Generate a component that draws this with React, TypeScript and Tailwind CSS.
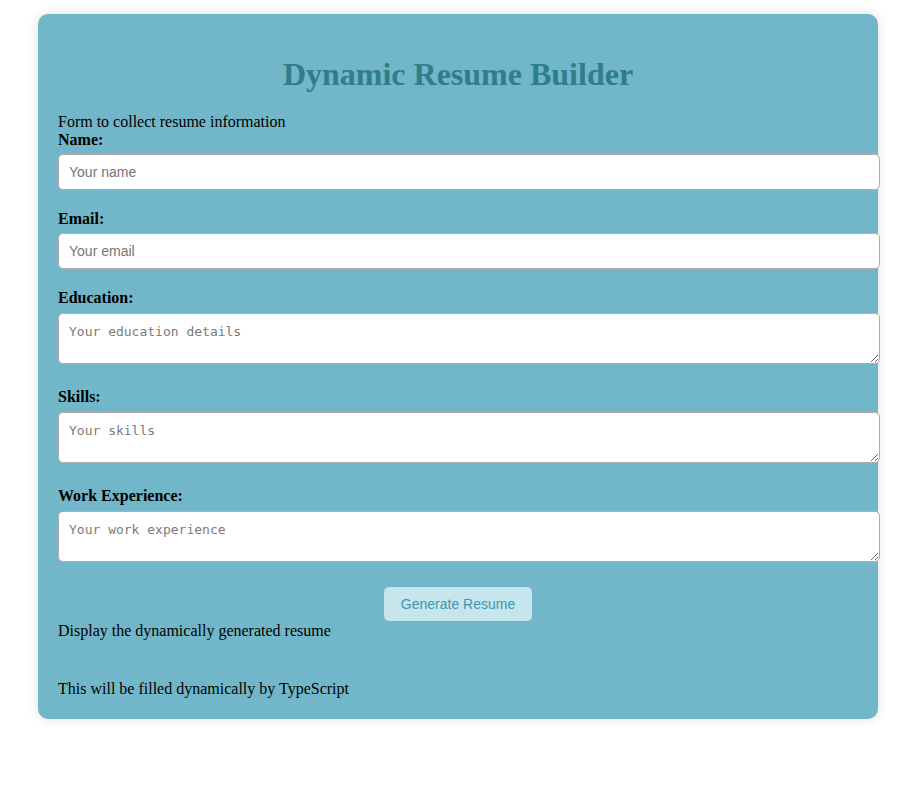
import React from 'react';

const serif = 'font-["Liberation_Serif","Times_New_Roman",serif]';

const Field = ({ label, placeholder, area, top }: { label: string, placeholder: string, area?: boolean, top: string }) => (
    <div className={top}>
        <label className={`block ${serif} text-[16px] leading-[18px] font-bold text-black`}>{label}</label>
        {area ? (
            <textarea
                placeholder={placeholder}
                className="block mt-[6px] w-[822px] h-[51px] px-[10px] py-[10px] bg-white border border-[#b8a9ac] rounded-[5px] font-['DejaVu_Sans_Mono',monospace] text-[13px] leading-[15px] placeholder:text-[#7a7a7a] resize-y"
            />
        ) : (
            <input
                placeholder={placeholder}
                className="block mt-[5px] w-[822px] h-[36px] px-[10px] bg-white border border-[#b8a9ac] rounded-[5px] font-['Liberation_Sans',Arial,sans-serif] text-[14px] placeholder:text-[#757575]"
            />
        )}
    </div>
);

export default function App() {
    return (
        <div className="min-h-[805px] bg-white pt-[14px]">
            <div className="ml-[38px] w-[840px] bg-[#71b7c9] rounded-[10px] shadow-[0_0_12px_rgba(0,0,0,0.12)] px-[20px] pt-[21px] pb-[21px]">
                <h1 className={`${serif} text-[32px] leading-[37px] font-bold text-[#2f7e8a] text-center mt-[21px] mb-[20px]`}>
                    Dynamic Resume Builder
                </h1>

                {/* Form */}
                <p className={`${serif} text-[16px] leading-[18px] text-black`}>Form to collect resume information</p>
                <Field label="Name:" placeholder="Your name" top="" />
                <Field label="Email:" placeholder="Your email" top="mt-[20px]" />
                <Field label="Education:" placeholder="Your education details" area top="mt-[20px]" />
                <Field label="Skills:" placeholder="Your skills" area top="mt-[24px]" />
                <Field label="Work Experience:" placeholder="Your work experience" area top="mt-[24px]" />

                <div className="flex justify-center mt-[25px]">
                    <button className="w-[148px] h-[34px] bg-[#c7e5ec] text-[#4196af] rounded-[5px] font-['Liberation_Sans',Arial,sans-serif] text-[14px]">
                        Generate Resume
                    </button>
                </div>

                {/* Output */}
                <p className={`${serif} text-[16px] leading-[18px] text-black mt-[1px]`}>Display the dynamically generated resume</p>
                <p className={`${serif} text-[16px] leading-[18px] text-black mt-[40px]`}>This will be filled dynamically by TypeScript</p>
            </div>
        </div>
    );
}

=== JOB ===
Drop the images and repeat the data exactly.

=== TASK ANSWER ===
Generate a component that draws this with React, TypeScript and Tailwind CSS.
import React from 'react';

const serif = 'font-["Liberation_Serif","Times_New_Roman",serif]';

const Field = ({ label, placeholder, area, top }: { label: string, placeholder: string, area?: boolean, top: string }) => (
    <div className={top}>
        <label className={`block ${serif} text-[16px] leading-[18px] font-bold text-black`}>{label}</label>
        {area ? (
            <textarea
                placeholder={placeholder}
                className="block mt-[6px] w-[822px] h-[51px] px-[10px] py-[10px] bg-white border border-[#b8a9ac] rounded-[5px] font-['DejaVu_Sans_Mono',monospace] text-[13px] leading-[15px] placeholder:text-[#7a7a7a] resize-y"
            />
        ) : (
            <input
                placeholder={placeholder}
                className="block mt-[5px] w-[822px] h-[36px] px-[10px] bg-white border border-[#b8a9ac] rounded-[5px] font-['Liberation_Sans',Arial,sans-serif] text-[14px] placeholder:text-[#757575]"
            />
        )}
    </div>
);

export default function App() {
    return (
        <div className="min-h-[805px] bg-white pt-[14px]">
            <div className="ml-[38px] w-[840px] bg-[#71b7c9] rounded-[10px] shadow-[0_0_12px_rgba(0,0,0,0.12)] px-[20px] pt-[21px] pb-[21px]">
                <h1 className={`${serif} text-[32px] leading-[37px] font-bold text-[#2f7e8a] text-center mt-[21px] mb-[20px]`}>
                    Dynamic Resume Builder
                </h1>

                {/* Form */}
                <p className={`${serif} text-[16px] leading-[18px] text-black`}>Form to collect resume information</p>
                <Field label="Name:" placeholder="Your name" top="" />
                <Field label="Email:" placeholder="Your email" top="mt-[20px]" />
                <Field label="Education:" placeholder="Your education details" area top="mt-[20px]" />
                <Field label="Skills:" placeholder="Your skills" area top="mt-[24px]" />
                <Field label="Work Experience:" placeholder="Your work experience" area top="mt-[24px]" />

                <div className="flex justify-center mt-[25px]">
                    <button className="w-[148px] h-[34px] bg-[#c7e5ec] text-[#4196af] rounded-[5px] font-['Liberation_Sans',Arial,sans-serif] text-[14px]">
                        Generate Resume
                    </button>
                </div>

                {/* Output */}
                <p className={`${serif} text-[16px] leading-[18px] text-black mt-[1px]`}>Display the dynamically generated resume</p>
                <p className={`${serif} text-[16px] leading-[18px] text-black mt-[40px]`}>This will be filled dynamically by TypeScript</p>
            </div>
        </div>
    );
}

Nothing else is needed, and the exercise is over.